WORK INSTRUCTIONS: What lines of the data hold the string "React"? Pull each one out.

DATASET CONTENT:
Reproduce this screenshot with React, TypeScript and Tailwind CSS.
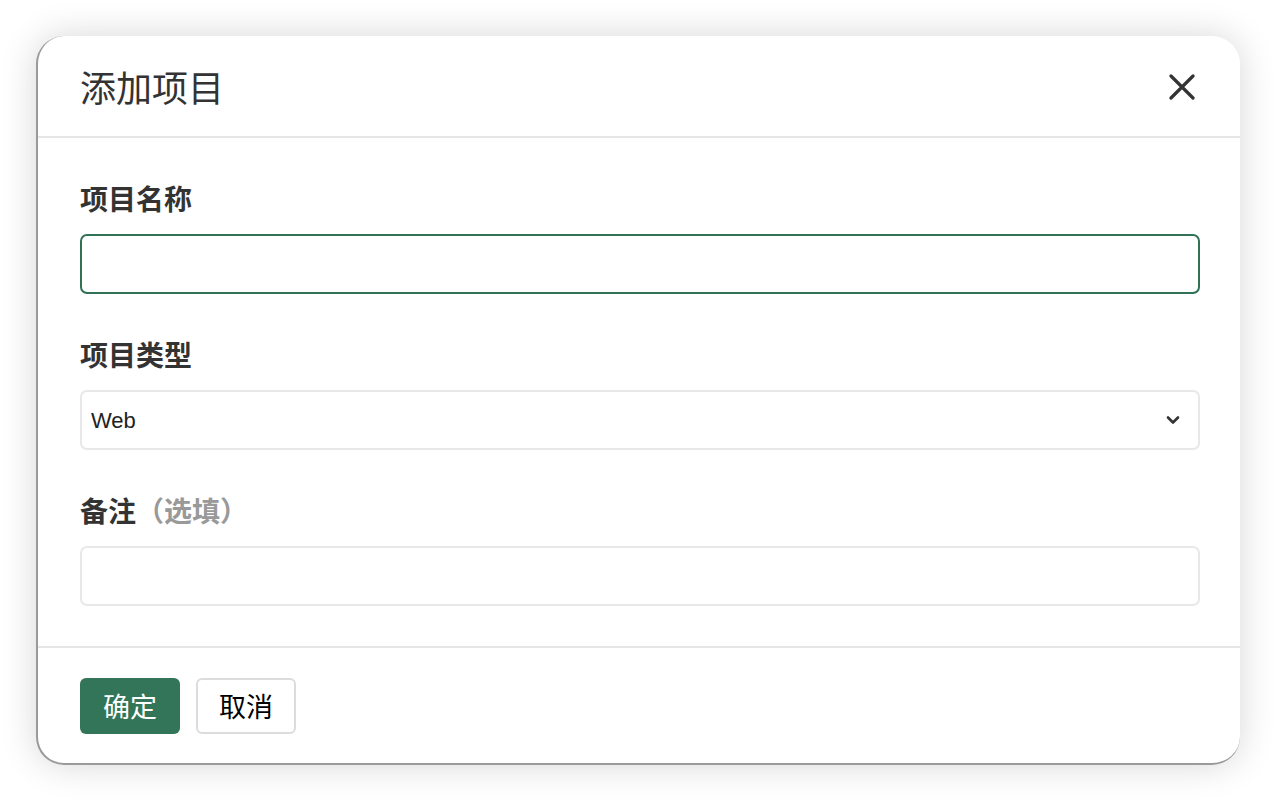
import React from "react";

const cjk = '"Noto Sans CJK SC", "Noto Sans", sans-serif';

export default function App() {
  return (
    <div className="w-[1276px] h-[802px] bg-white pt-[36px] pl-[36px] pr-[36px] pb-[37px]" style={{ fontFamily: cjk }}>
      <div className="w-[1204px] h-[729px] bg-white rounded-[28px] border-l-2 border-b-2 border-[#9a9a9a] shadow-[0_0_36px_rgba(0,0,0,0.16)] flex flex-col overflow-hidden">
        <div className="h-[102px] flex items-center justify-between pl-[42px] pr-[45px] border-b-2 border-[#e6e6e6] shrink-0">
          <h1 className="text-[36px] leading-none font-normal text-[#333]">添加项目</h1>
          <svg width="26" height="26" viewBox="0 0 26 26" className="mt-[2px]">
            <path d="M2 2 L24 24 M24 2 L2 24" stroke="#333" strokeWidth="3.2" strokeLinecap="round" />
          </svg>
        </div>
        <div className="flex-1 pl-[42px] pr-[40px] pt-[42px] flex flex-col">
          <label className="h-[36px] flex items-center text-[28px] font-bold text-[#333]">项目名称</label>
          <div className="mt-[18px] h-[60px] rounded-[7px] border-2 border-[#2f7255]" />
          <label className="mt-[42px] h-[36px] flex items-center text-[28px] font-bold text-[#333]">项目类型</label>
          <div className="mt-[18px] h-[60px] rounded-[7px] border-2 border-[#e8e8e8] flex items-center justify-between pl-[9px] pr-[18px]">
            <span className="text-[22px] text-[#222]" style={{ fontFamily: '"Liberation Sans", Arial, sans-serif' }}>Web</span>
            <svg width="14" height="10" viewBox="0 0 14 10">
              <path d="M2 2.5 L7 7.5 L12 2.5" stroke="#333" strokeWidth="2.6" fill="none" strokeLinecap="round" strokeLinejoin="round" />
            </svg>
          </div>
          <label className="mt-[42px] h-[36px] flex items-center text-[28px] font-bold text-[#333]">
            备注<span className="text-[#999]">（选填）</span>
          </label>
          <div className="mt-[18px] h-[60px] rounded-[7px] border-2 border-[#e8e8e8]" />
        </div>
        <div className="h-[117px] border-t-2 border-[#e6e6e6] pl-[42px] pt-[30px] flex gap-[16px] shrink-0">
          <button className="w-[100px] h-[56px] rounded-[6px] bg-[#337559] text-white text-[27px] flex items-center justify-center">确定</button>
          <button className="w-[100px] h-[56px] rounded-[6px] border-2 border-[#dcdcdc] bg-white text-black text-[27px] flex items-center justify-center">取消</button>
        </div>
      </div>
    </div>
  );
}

COMPLETE RESPONSE:
Reproduce this screenshot with React, TypeScript and Tailwind CSS.
import React from "react";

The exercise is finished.